• [Do this]: All of the listing below must be repeated word for word. Pictures are the only thing to omit.

• [Data block]:
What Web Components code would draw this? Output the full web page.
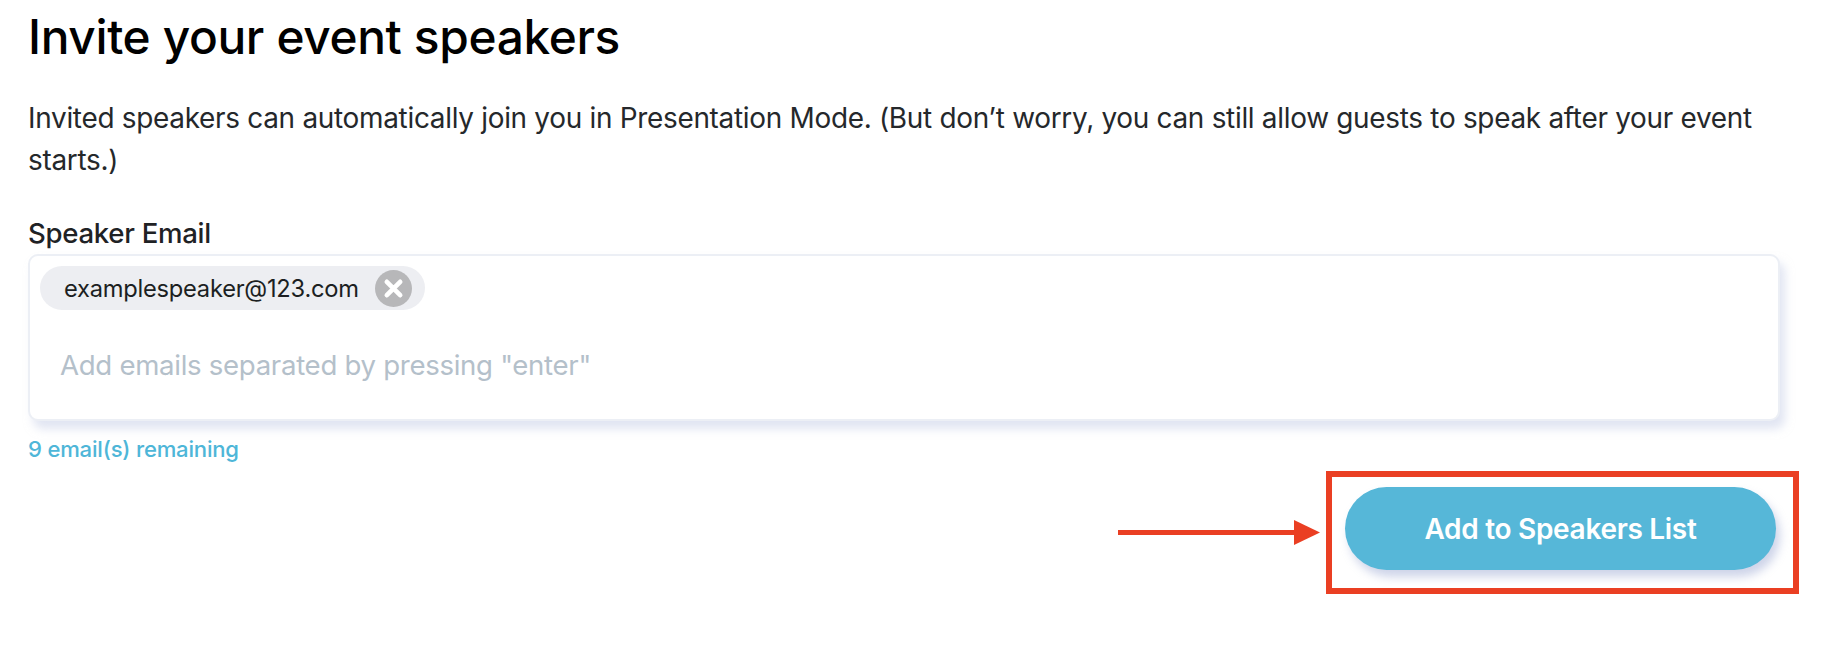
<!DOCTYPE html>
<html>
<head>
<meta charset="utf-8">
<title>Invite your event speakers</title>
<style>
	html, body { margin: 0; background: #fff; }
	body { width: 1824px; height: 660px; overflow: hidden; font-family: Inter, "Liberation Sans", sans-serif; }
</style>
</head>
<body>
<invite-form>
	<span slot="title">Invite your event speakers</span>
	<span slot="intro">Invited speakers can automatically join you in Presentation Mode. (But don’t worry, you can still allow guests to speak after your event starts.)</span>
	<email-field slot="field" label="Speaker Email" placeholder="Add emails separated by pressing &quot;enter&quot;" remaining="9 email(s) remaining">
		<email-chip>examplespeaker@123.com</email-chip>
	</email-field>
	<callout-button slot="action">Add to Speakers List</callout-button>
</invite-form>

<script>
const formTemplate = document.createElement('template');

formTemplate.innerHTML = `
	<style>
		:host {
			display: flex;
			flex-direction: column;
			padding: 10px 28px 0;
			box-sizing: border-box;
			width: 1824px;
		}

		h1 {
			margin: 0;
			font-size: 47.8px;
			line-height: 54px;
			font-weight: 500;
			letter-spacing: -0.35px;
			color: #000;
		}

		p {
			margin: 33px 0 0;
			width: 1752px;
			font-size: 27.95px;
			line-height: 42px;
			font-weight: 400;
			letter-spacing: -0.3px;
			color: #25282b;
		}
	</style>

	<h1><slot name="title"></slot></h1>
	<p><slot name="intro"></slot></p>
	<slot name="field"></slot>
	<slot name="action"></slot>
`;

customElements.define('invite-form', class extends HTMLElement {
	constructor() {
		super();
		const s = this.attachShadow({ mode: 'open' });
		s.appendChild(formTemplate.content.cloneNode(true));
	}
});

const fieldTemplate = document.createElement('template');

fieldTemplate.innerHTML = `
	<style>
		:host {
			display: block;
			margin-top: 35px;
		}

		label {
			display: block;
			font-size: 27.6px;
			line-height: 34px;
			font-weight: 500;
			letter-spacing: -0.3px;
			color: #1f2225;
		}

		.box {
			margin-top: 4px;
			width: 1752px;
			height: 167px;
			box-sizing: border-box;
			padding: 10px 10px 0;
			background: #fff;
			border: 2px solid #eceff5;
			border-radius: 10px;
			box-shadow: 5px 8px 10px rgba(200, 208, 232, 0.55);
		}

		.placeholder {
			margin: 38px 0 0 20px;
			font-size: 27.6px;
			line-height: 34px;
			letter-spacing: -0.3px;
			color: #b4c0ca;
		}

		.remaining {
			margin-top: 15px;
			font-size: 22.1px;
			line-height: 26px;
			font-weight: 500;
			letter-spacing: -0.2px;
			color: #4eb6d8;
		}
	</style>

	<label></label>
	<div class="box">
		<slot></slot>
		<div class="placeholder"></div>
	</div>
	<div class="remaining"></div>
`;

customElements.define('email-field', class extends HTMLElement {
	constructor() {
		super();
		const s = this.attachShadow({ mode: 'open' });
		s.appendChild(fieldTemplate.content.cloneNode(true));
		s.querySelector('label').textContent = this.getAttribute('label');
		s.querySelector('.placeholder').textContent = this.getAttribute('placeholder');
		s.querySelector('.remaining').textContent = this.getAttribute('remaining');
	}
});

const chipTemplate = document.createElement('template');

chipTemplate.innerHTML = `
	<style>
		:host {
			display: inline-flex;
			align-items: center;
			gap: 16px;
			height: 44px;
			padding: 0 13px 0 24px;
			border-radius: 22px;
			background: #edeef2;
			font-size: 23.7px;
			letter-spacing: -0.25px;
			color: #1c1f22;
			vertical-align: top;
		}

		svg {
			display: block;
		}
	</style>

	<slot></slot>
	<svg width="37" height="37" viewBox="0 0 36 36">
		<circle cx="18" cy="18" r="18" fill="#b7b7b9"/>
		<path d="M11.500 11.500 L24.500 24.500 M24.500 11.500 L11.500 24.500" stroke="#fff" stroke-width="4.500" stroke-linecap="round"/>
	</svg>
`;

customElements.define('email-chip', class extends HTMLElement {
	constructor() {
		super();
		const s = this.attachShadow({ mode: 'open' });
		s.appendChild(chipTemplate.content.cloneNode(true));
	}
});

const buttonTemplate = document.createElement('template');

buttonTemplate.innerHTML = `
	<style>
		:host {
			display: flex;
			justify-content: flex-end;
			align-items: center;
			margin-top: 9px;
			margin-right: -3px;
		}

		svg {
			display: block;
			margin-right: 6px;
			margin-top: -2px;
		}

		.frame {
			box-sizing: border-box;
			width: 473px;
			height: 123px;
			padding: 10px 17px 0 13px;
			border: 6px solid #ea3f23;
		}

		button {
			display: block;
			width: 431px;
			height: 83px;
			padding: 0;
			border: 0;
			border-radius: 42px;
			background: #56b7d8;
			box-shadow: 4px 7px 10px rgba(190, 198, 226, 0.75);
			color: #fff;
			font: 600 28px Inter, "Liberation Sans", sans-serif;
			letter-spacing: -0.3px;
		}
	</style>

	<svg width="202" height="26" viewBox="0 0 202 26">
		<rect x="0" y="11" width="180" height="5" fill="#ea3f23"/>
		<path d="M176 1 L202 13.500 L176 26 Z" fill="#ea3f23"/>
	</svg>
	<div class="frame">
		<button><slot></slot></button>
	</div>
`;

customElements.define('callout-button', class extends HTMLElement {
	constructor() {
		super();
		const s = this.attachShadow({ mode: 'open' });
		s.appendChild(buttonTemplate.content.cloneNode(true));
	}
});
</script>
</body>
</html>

• [Final result]:
What Web Components code would draw this? Output the full web page.
<!DOCTYPE html>
<html>
<head>
<meta charset="utf-8">
<title>Invite your event speakers</title>
<style>
	html, body { margin: 0; background: #fff; }
	body { width: 1824px; height: 660px; overflow: hidden; font-family: Inter, "Liberation Sans", sans-serif; }
</style>
</head>
<body>
<invite-form>
	<span slot="title">Invite your event speakers</span>
	<span slot="intro">Invited speakers can automatically join you in Presentation Mode. (But don’t worry, you can still allow guests to speak after your event starts.)</span>
	<email-field slot="field" label="Speaker Email" placeholder="Add emails separated by pressing &quot;enter&quot;" remaining="9 email(s) remaining">
		<email-chip>examplespeaker@123.com</email-chip>
	</email-field>
	<callout-button slot="action">Add to Speakers List</callout-button>
</invite-form>

<script>
const formTemplate = document.createElement('template');

formTemplate.innerHTML = `
	<style>
		:host {
			display: flex;
			flex-direction: column;
			padding: 10px 28px 0;
			box-sizing: border-box;
			width: 1824px;
		}

		h1 {
			margin: 0;
			font-size: 47.8px;
			line-height: 54px;
			font-weight: 500;
			letter-spacing: -0.35px;
			color: #000;
		}

		p {
			margin: 33px 0 0;
			width: 1752px;
			font-size: 27.95px;
			line-height: 42px;
			font-weight: 400;
			letter-spacing: -0.3px;
			color: #25282b;
		}
	</style>

	<h1><slot name="title"></slot></h1>
	<p><slot name="intro"></slot></p>
	<slot name="field"></slot>
	<slot name="action"></slot>
`;

customElements.define('invite-form', class extends HTMLElement {
	constructor() {
		super();
		const s = this.attachShadow({ mode: 'open' });
		s.appendChild(formTemplate.content.cloneNode(true));
	}
});

const fieldTemplate = document.createElement('template');

fieldTemplate.innerHTML = `
	<style>
		:host {
			display: block;
			margin-top: 35px;
		}

		label {
			display: block;
			font-size: 27.6px;
			line-height: 34px;
			font-weight: 500;
			letter-spacing: -0.3px;
			color: #1f2225;
		}

		.box {
			margin-top: 4px;
			width: 1752px;
			height: 167px;
			box-sizing: border-box;
			padding: 10px 10px 0;
			background: #fff;
			border: 2px solid #eceff5;
			border-radius: 10px;
			box-shadow: 5px 8px 10px rgba(200, 208, 232, 0.55);
		}

		.placeholder {
			margin: 38px 0 0 20px;
			font-size: 27.6px;
			line-height: 34px;
			letter-spacing: -0.3px;
			color: #b4c0ca;
		}

		.remaining {
			margin-top: 15px;
			font-size: 22.1px;
			line-height: 26px;
			font-weight: 500;
			letter-spacing: -0.2px;
			color: #4eb6d8;
		}
	</style>

	<label></label>
	<div class="box">
		<slot></slot>
		<div class="placeholder"></div>
	</div>
	<div class="remaining"></div>
`;

customElements.define('email-field', class extends HTMLElement {
	constructor() {
		super();
		const s = this.attachShadow({ mode: 'open' });
		s.appendChild(fieldTemplate.content.cloneNode(true));
		s.querySelector('label').textContent = this.getAttribute('label');
		s.querySelector('.placeholder').textContent = this.getAttribute('placeholder');
		s.querySelector('.remaining').textContent = this.getAttribute('remaining');
	}
});

const chipTemplate = document.createElement('template');

chipTemplate.innerHTML = `
	<style>
		:host {
			display: inline-flex;
			align-items: center;
			gap: 16px;
			height: 44px;
			padding: 0 13px 0 24px;
			border-radius: 22px;
			background: #edeef2;
			font-size: 23.7px;
			letter-spacing: -0.25px;
			color: #1c1f22;
			vertical-align: top;
		}

		svg {
			display: block;
		}
	</style>

	<slot></slot>
	<svg width="37" height="37" viewBox="0 0 36 36">
		<circle cx="18" cy="18" r="18" fill="#b7b7b9"/>
		<path d="M11.500 11.500 L24.500 24.500 M24.500 11.500 L11.500 24.500" stroke="#fff" stroke-width="4.500" stroke-linecap="round"/>
	</svg>
`;

customElements.define('email-chip', class extends HTMLElement {
	constructor() {
		super();
		const s = this.attachShadow({ mode: 'open' });
		s.appendChild(chipTemplate.content.cloneNode(true));
	}
});

const buttonTemplate = document.createElement('template');

buttonTemplate.innerHTML = `
	<style>
		:host {
			display: flex;
			justify-content: flex-end;
			align-items: center;
			margin-top: 9px;
			margin-right: -3px;
		}

		svg {
			display: block;
			margin-right: 6px;
			margin-top: -2px;
		}

		.frame {
			box-sizing: border-box;
			width: 473px;
			height: 123px;
			padding: 10px 17px 0 13px;
			border: 6px solid #ea3f23;
		}

		button {
			display: block;
			width: 431px;
			height: 83px;
			padding: 0;
			border: 0;
			border-radius: 42px;
			background: #56b7d8;
			box-shadow: 4px 7px 10px rgba(190, 198, 226, 0.75);
			color: #fff;
			font: 600 28px Inter, "Liberation Sans", sans-serif;
			letter-spacing: -0.3px;
		}
	</style>

	<svg width="202" height="26" viewBox="0 0 202 26">
		<rect x="0" y="11" width="180" height="5" fill="#ea3f23"/>
		<path d="M176 1 L202 13.500 L176 26 Z" fill="#ea3f23"/>
	</svg>
	<div class="frame">
		<button><slot></slot></button>
	</div>
`;

customElements.define('callout-button', class extends HTMLElement {
	constructor() {
		super();
		const s = this.attachShadow({ mode: 'open' });
		s.appendChild(buttonTemplate.content.cloneNode(true));
	}
});
</script>
</body>
</html>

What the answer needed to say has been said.